Process Flow
Primary Crusher (Jaw Crusher)
A Jaw Crusher is a heavy-duty primary crusher used to reduce large Run-of-Mine (ROM) copper ore into manageable sizes for secondary crushing and grinding.
It operates on the compression principle, making it ideal for hard and abrasive ores.
Single Toggle Jaw Crusher
• One toggle plate
• Higher capacity
• Lower weight
• Most commonly used in copper plants
Double Toggle Jaw Crusher
• Two toggle plates
• Higher crushing force
• Suitable for very hard and abrasive ores
Secondary/Tertiary Crushing (Cone Crusher)
Cone crusher reduces material from the primary crusher to a uniform, fine size, making it ideal for feeding grinding mills.
Cone crushers operate on the compression principle,
providing high reduction ratios with excellent product shape and consistent output.
Standard Cone Crusher
• It’s for secondary crushing
• Produces coarser output
Short Head Cone Crusher
• Used for tertiary crushing
• Produces finer product
Hydraulic Cone Crusher
• Automatic setting adjustment
• Overload and tramp metal protection
Vibrating Screens for size classification
Vibrating Screens are essential classification equipment used to separate crushed ore into precise size fractions.
By ensuring correct feed size to downstream crushers and grinding mills,
they enhance plant efficiency, reduce energy consumption, and improve overall product recovery.

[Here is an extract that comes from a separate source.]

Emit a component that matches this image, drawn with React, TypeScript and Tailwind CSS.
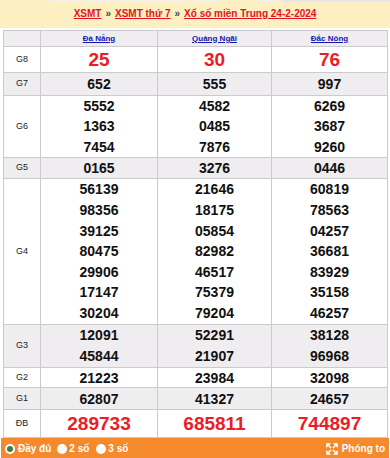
import React from 'react';

type Row = {
  label: string;
  values: string[][];
  h: string;
  lead: string;
  big?: boolean;
};

const provinces = ['Đà Nẵng', 'Quảng Ngãi', 'Đắc Nông'];

const rows: Row[] = [
  { label: 'G8', values: [['25'], ['30'], ['76']], h: 'h-[26px]', lead: 'leading-[24px]', big: true },
  { label: 'G7', values: [['652'], ['555'], ['997']], h: 'h-[23px]', lead: 'leading-[20px]' },
  {
    label: 'G6',
    values: [
      ['5552', '1363', '7454'],
      ['4582', '0485', '7876'],
      ['6269', '3687', '9260'],
    ],
    h: 'h-[62px]',
    lead: 'leading-[20.3px]',
  },
  { label: 'G5', values: [['0165'], ['3276'], ['0446']], h: 'h-[21px]', lead: 'leading-[19px]' },
  {
    label: 'G4',
    values: [
      ['56139', '98356', '39125', '80475', '29906', '17147', '30204'],
      ['21646', '18175', '05854', '82982', '46517', '75379', '79204'],
      ['60819', '78563', '04257', '36681', '83929', '35158', '46257'],
    ],
    h: 'h-[146px]',
    lead: 'leading-[20.6px]',
  },
  {
    label: 'G3',
    values: [
      ['12091', '45844'],
      ['52291', '21907'],
      ['38128', '96968'],
    ],
    h: 'h-[43px]',
    lead: 'leading-[21px]',
  },
  { label: 'G2', values: [['21223'], ['23984'], ['32098']], h: 'h-[20px]', lead: 'leading-[18px]' },
  { label: 'G1', values: [['62807'], ['41327'], ['24657']], h: 'h-[22px]', lead: 'leading-[20px]' },
  { label: 'ĐB', values: [['289733'], ['685811'], ['744897']], h: 'h-[28px]', lead: 'leading-[26px]', big: true },
];

function Dot({ active }: { active?: boolean }) {
  return (
    <span className="inline-flex h-[10px] w-[10px] items-center justify-center rounded-full bg-white">
      {active && <span className="h-[6px] w-[6px] rounded-full bg-[#3f7a4a]" />}
    </span>
  );
}

// four outward arrows, like the "zoom" glyph on the bar
function ExpandIcon() {
  return (
    <svg width="12" height="12" viewBox="0 0 12 12" fill="white" stroke="white" strokeWidth="1.6">
      <path d="M2.5 2.5 L5 5 M9.5 2.5 L7 5 M2.5 9.5 L5 7 M9.5 9.5 L7 7" fill="none" />
      <path d="M0.5 0.5 H4.5 L0.5 4.5 Z M11.5 0.5 H7.5 L11.5 4.5 Z M0.5 11.5 H4.5 L0.5 7.5 Z M11.5 11.5 H7.5 L11.5 7.5 Z" strokeWidth="0.6" />
    </svg>
  );
}

export default function App() {
  return (
    <div className="w-[390px] h-[458px] bg-white overflow-hidden" style={{ fontFamily: '"Liberation Sans", Arial, sans-serif' }}>
      {/* heading band */}
      <div className="bg-[#fcf0c2] h-[28px] flex flex-col">
        <div className="flex h-[2px]">
          <div className="w-[50px]" />
          <div className="w-[32px] bg-[#f3f0ea]" />
          <div className="w-[2px]" />
          <div className="w-[33px] bg-[#f3f0ea]" />
          <div className="w-[2px]" />
          <div className="w-[66px] bg-[#f3f0ea]" />
          <div className="w-[3px]" />
          <div className="w-[32px] bg-[#f3f0ea]" />
          <div className="w-[38px]" />
          <div className="w-[20px] bg-[#f3f0ea]" />
          <div className="w-[4px]" />
          <div className="flex-1 bg-[#e8e6ea]" />
        </div>
        <div className="flex-1 flex items-center justify-center text-[10px] font-bold text-[#444] pb-[3px]">
          <a className="text-[#e8101c] underline">XSMT</a>
          <span className="mx-[4px]">»</span>
          <a className="text-[#e8101c] underline">XSMT thứ 7</a>
          <span className="mx-[4px]">»</span>
          <a className="text-[#e8101c] underline">Xổ số miền Trung 24-2-2024</a>
        </div>
      </div>

      <div className="px-[3px] pt-[2px]">
        <table className="w-[384px] table-fixed border-collapse">
          <colgroup>
            <col className="w-[37px]" />
            <col className="w-[117px]" />
            <col className="w-[114px]" />
            <col className="w-[116px]" />
          </colgroup>
          <tbody>
            <tr className="h-[16px] bg-[#efedef]">
              <td className="border border-[#cbcbcb]" />
              {provinces.map((p) => (
                <td key={p} className="border border-[#cbcbcb] text-center text-[8px] font-bold leading-[12px]">
                  <a className="text-[#1515b0] underline">{p}</a>
                </td>
              ))}
            </tr>
            {rows.map((r, i) => (
              <tr key={r.label} className={`${r.h} ${i % 2 === 1 ? 'bg-[#efedef]' : 'bg-white'}`}>
                <td className="border border-[#cbcbcb] text-center text-[9px] text-[#222] p-0">{r.label}</td>
                {r.values.map((col, j) => (
                  <td key={j} className="border border-[#cbcbcb] text-center p-0 align-middle">
                    {col.map((v) => (
                      <div
                        key={v}
                        className={`${r.lead} font-bold ${
                          r.big ? 'text-[#ed1c24] text-[19px]' : 'text-[#111] text-[14px]'
                        }`}
                      >
                        {v}
                      </div>
                    ))}
                  </td>
                ))}
              </tr>
            ))}
          </tbody>
        </table>
      </div>

      {/* footer bar */}
      <div className="mx-[1px] h-[21px] bg-[#f58a2c] flex items-center pl-[4px] pr-[4px] text-white text-[10px] font-bold">
        <div className="flex items-center gap-[3px]">
          <Dot active />
          <span>Đầy đủ</span>
        </div>
        <div className="flex items-center gap-[2px] ml-[6px]">
          <Dot />
          <span>2 số</span>
        </div>
        <div className="flex items-center gap-[2px] ml-[7px]">
          <Dot />
          <span>3 số</span>
        </div>
        <div className="ml-auto flex items-center gap-[4px]">
          <ExpandIcon />
          <span>Phóng to</span>
        </div>
      </div>
    </div>
  );
}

Single Deck Vibrating Screen
• Used for simple separation
• Common in primary screening
Linear Motion Vibrating Screen
• High capacity
• Efficient for wet and dry screening
Circular Motion Vibrating Screen
• Excellent stratification
• Widely used in mineral processing
Double / Triple Deck Screen
• Used for multi-size classification
• Ideal for secondary and tertiary circuits
Grinding & Classification
Rod Mill
A Rod Mill is a coarse grinding machine used to reduce crushed ore to a uniform particle size with minimal fines generation. It consists of a rotating cylindrical shell partially filled with steel rods, which grind the ore primarily by line contact and abrasion. This grinding mechanism produces a narrow size distribution, making rod mills ideal for primary grinding applications.
Crushed ore is fed into the rod mill, where the rotating motion causes the rods to cascade and tumble, breaking the particles through impact and attrition. The ground material exits through the discharge end and is typically directed to a ball mill or downstream classification equipment. Rod mills are commonly operated in open circuit and are especially effective when over-grinding must be avoided.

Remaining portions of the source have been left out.